Morgan was the subject of a semi-biographical stage play written by her son, George. The play, Rocket Girl, was produced by Theater Arts at California Institute of Technology (TACIT), directed by Brian Brophy, and was performed at the California Institute of Technology (Caltech) in Pasadena, California on November 17, 2008. Her son admitted that he knew surprisingly little about his mother's life and work when she died, as she worked in an industry connected to defense and national security, and was limited in what she could discuss. Due to her great avoidance of celebrity attention and status, she never did any interviews in her career or during retirement. She had erased herself from existence so much that when her son George Morgan tried to write an obituary in the Los Angeles Times following her 2004 death, there wasn’t enough information to verify her existence. The newspaper couldn’t publish it. George created a blog to learn more about his mother and collect as much information as he could. He had built and launched homemade rockets with friends in the Arizona desert, and as he recalled, "If I'd known how much expertise in rocketry my mother had, we could have asked her for help and saved ourselves a great deal of trouble." The play was later turned into a book by the same name. The book was released in 2013 titled Rocket Girl, and subtitled, “The Story of Mary Sherman Morgan, America’s First Female Rocket Scientist”. It was particularly hard to source information due to the secrecy of the Space Race and Cold War relations.

== Innovation: Hydyne ==
In the mid-1950s, the U.S. Army Ballistic Missile Agency needed to dramatically increase the performance of the Redstone missile. Its existing propellant mixture, ethyl alcohol and water, did not provide sufficient thrust to launch a satellite into orbit. Political pressure intensified after the Soviet Union successfully launched Sputnik, heightening the urgency to achieve an American orbital launch. Engineers were constrained by time: they could not redesign the Redstone engine, so the only hope was to improve its fuel (Ouellette, 2018).

Morgan was assigned to lead the development of a new propellant. She created Hydyne, a highly energetic blend of 60% unsymmetrical dimethylhydrazine (UDMH) and 40% diethylenetriamine (DETA). This formulation delivered a significant increase in specific impulse, which was approximately 10–12% more performance compared with the Redstone’s earlier fuel mixture (Ouellette, 2018). Hydyne allowed the Redstone-derived Jupiter-C and later Juno I launch vehicles to lift heavier upper stages and payloads.
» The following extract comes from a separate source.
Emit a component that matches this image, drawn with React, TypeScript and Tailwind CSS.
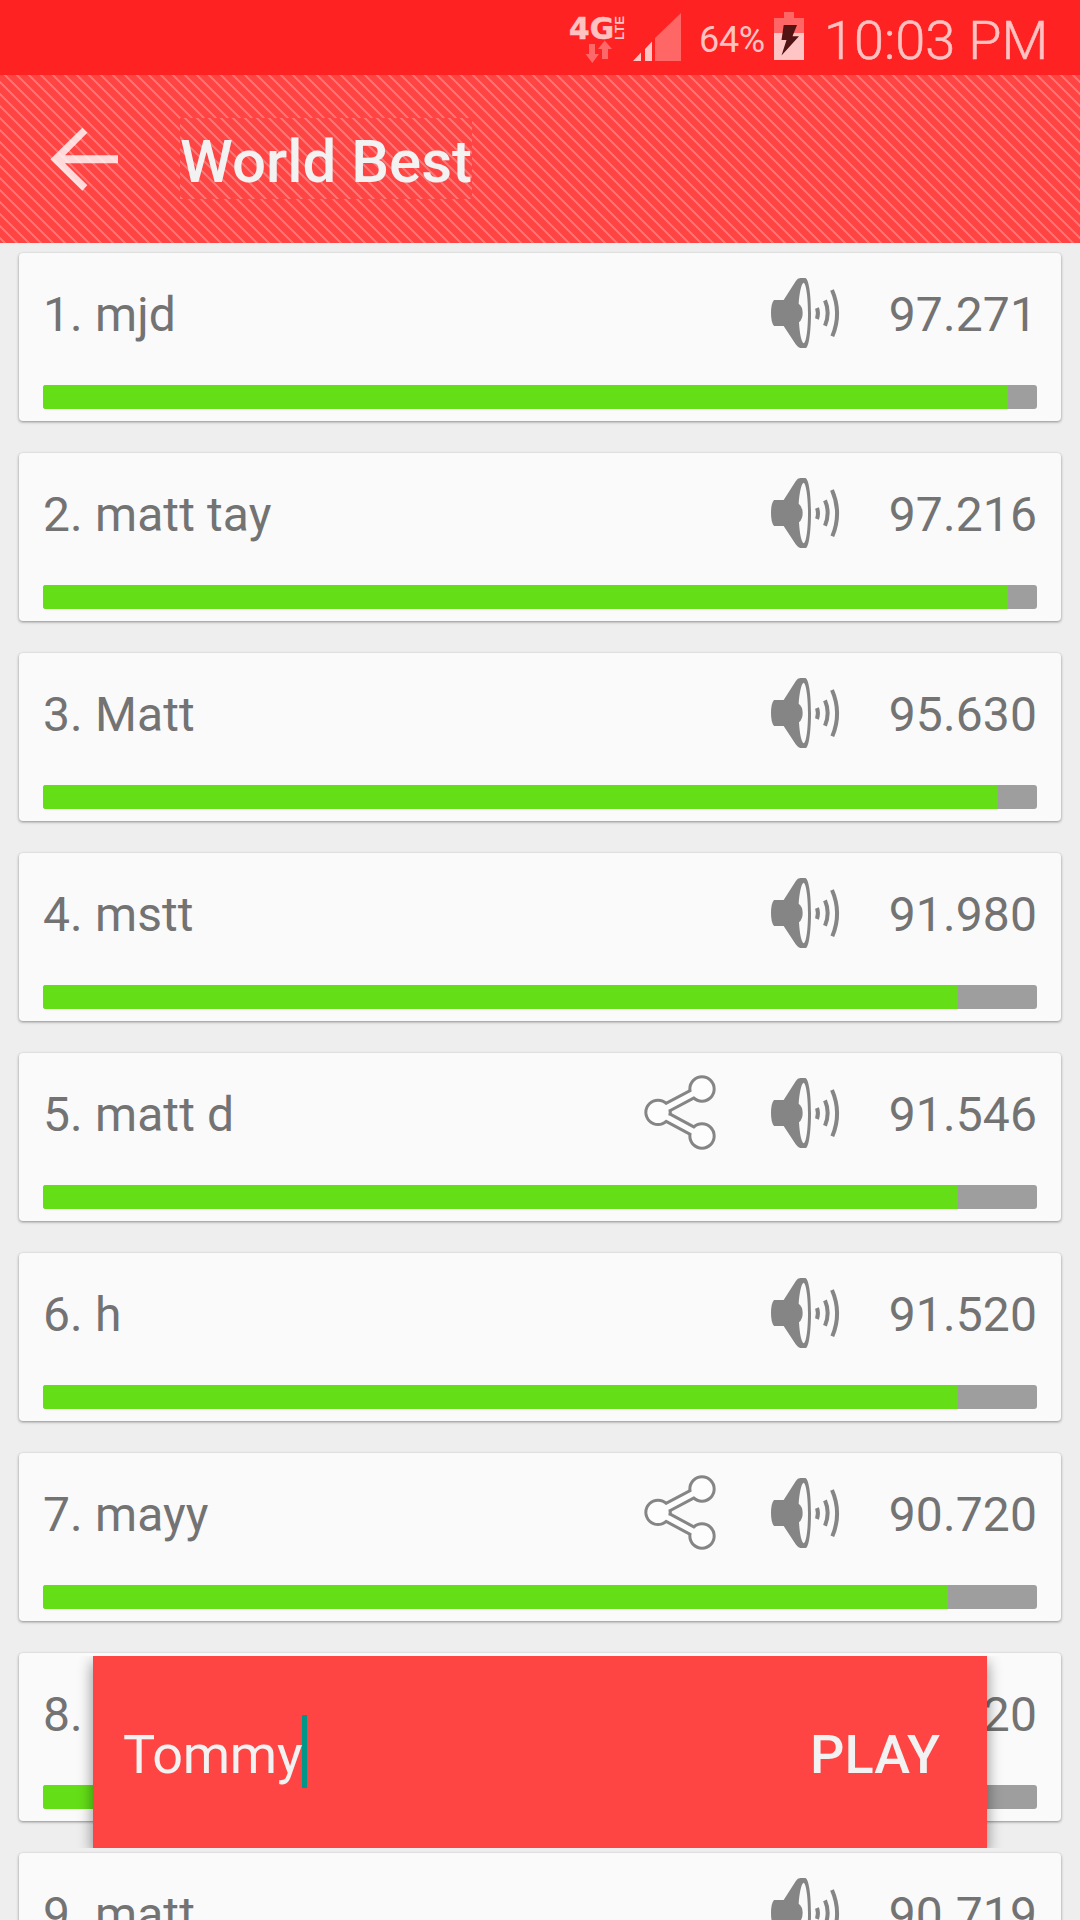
const scores = [
  { name: 'mjd', score: '97.271', percent: 97.1 },
  { name: 'matt tay', score: '97.216', percent: 97.1 },
  { name: 'Matt', score: '95.630', percent: 96.1 },
  { name: 'mstt', score: '91.980', percent: 92.05 },
  { name: 'matt d', score: '91.546', percent: 92.05, shared: true },
  { name: 'h', score: '91.520', percent: 92.05 },
  { name: 'mayy', score: '90.720', percent: 91.05, shared: true },
  { name: 'matt', score: '90.720', percent: 91.05 },
  { name: 'matt', score: '90.719', percent: 91.05 },
];

function NetworkIcon() {
  return (
    <svg className="h-[75px] w-[60px]" viewBox="568 0 60 75">
      <text x="569" y="39" textLength="45" lengthAdjust="spacingAndGlyphs" fontFamily="DejaVu Sans" fontWeight="bold" fontSize="30" fill="#ffc2c2" stroke="#ffc2c2" strokeWidth="0.5">4G</text>
      <text transform="translate(624 40) rotate(-90)" textLength="24" lengthAdjust="spacingAndGlyphs" fontFamily="Liberation Sans" fontWeight="bold" fontSize="13" fill="#ffc2c2">LTE</text>
      <path d="M589 44h6v10h4l-6.700 9-6.700-9h3.400zM602 59v-10h-4l6.700-8.500 7.300 8.500h-4v10z" fill="#ff6868" />
    </svg>
  );
}

function SignalIcon() {
  return (
    <svg className="h-[75px] w-[50px]" viewBox="632 0 50 75">
      <path d="M681 13v48h-26V38z" fill="#ff6666" />
      <path d="M633 61l8-8.500V61zM645 61V49l7-7.500V61z" fill="#ffc4c4" />
    </svg>
  );
}

function BatteryIcon() {
  return (
    <svg className="h-[75px] w-[30px]" viewBox="774 0 30 75">
      <path d="M784 12h10v6h10v16h-30V18h10z" fill="#ff6666" />
      <path d="M774 33h30v27h-30z" fill="#ffc4c4" />
      <path d="M783.700 25H797l-4.500 11.200h6.500L781.500 55.500l5-15.500h-5z" fill="#511313" />
    </svg>
  );
}

function SpeakerIcon() {
  return (
    <svg className="h-[85px] w-[90px]" viewBox="0 0 270 255" fill="none">
      <path fillRule="evenodd" fill="#858585" d="M42 90H71L107 34Q113 24 121 24H136C146 26 153 70 153 129S146 231 138 234H121Q113 232 107 223L71 168H42Q33 158 33 129T42 90ZM131 38C124 40 118 70 116 101Q128 110 128 129T117 157C119 190 124 216 131 220C139 217 144 178 144 129S138 41 131 38Z" />
      <g stroke="#858585" strokeWidth="12">
        <path d="M171 114Q177 130 171 147" />
        <path d="M195 91Q211 128 195 167" />
        <path d="M216 60Q246 129 217 199" />
      </g>
    </svg>
  );
}

function ShareIcon() {
  return (
    <svg className="mt-[2px] h-[80px] w-[76px]" viewBox="66 66 228 240">
      <g fill="#858585" stroke="#858585" strokeWidth="12">
        <path d="M246 117L114 187L246 258" fill="none" strokeWidth="34" />
        <circle cx="114" cy="187" r="35" />
        <circle cx="246" cy="117" r="35" />
        <circle cx="246" cy="258" r="35" />
      </g>
      <g fill="#fdfdfd">
        <path d="M246 117L114 187L246 258" fill="none" stroke="#fdfdfd" strokeWidth="16" />
        <path d="M146 178L154 183V192L146 197z" fill="#858585" />
        <circle cx="114" cy="187" r="32" />
        <circle cx="246" cy="117" r="32" />
        <circle cx="246" cy="258" r="32" />
      </g>
    </svg>
  );
}

function ScoreCard({ rank, name, score, percent, shared }: { rank: number; name: string; score: string; percent: number; shared?: boolean }) {
  return (
    <li className="flex h-[168px] shrink-0 flex-col rounded-[4px] bg-[#fafafa] px-6 shadow-[0_1px_3px_rgba(0,0,0,0.42)]">
      <div className="flex h-[132px] shrink-0 items-start text-[48px] leading-[56px] tracking-[0.12px] text-[#737373]">
        <span className="mt-[34px] flex-1 whitespace-pre">{rank}. {name}</span>
        <div className="mt-[17px] flex">
          {shared && <div className="mr-[42px]"><ShareIcon /></div>}
          <SpeakerIcon />
        </div>
        <span className="mt-[34px] w-[187px] text-right">{score}</span>
      </div>
      <div className="h-6 shrink-0 overflow-hidden rounded-[3px] bg-[#9e9e9e]">
        <div className="h-full bg-[#64df17]" style={{ width: `${percent}%` }} />
      </div>
    </li>
  );
}

export default function App() {
  return (
    <div className="relative flex h-[1920px] w-[1080px] flex-col overflow-hidden bg-[#eeeeee] font-['Roboto',sans-serif]">
      <div className="flex h-[75px] shrink-0 items-center justify-end bg-[#ff2222] pr-[33px] text-[#ffc2c2]">
        <NetworkIcon />
        <div className="ml-1"><SignalIcon /></div>
        <span className="ml-[17px] mt-[5px] w-[75px] text-[36px] leading-[42px] tracking-[-0.3px]">64%</span>
        <BatteryIcon />
        <span className="ml-[20px] mr-[3px] mt-[6px] w-[220px] whitespace-nowrap text-[54px] font-light leading-[64px] [-webkit-text-stroke:0.5px_#ffc2c2]">10:03 PM</span>
      </div>

      <header className="flex h-[168px] shrink-0 items-start bg-[#ff4444] bg-[repeating-linear-gradient(45deg,transparent_0%,transparent_12%,#ff7575_17%,#ff7575_24%,transparent_29%,transparent_50%)] bg-[length:12px_12px]">
        <svg className="ml-[48px] mt-[48px] h-[72px] w-[72px]" viewBox="144 158 216 216">
          <path d="M247 172L262 187L195 255H354V279H195L262 345L247 361L151 267Z" fill="#ffffff" fillOpacity="0.8" />
        </svg>
        <h1 className="ml-[60px] mt-[43px] h-[81px] w-[292px] whitespace-nowrap bg-[#ff4444] bg-[repeating-linear-gradient(45deg,transparent_0%,transparent_12%,#ff7575_17%,#ff7575_24%,transparent_29%,transparent_50%)] bg-[length:12px_12px] text-[60px] font-medium leading-[87px] text-[#f2f2f2]">World Best</h1>
      </header>

      <ul className="flex flex-col gap-8 px-[19px] pt-[10px]">
        {scores.map((s, i) => (
          <ScoreCard key={i} rank={i + 1} {...s} />
        ))}
      </ul>

      <div className="absolute left-[93px] top-[1656px] flex h-[192px] w-[894px] items-center justify-between bg-[#ff4444] pl-[30px] pr-[47px] text-[54px] leading-[64px] text-[#f2f2f2] shadow-[0_6px_14px_rgba(0,0,0,0.45)] [clip-path:inset(0_-20px)]">
        <div className="flex items-center">
          <span className="mt-[6px] tracking-[-0.3px]">Tommy</span>
          <span className="mt-[-1px] h-[73px] w-[5px] bg-[#009688]" />
        </div>
        <button className="mt-[6px] font-medium">PLAY</button>
      </div>
    </div>
  );
}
Its most famous use came on January 31, 1958, when a Juno I rocket powered by Hydyne launched Explorer 1, America’s first successful satellite (Dutfield, 2021; Demming, 2021).

== The Pain Point She Solved ==
The central engineering challenge was the performance ceiling of existing U.S. hardware. The United States needed a way to reach orbit without new engines, new tanks, or new rocket designs. Morgan’s innovation directly addressed this constraint by producing a fuel that was more energetic yet compatible with the Redstone’s existing infrastructure. Hydyne increased thrust, energy density, and combustion efficiency while remaining stable enough for operational use. Her work effectively allowed a missile designed for suborbital missions to perform like an orbital launch vehicle.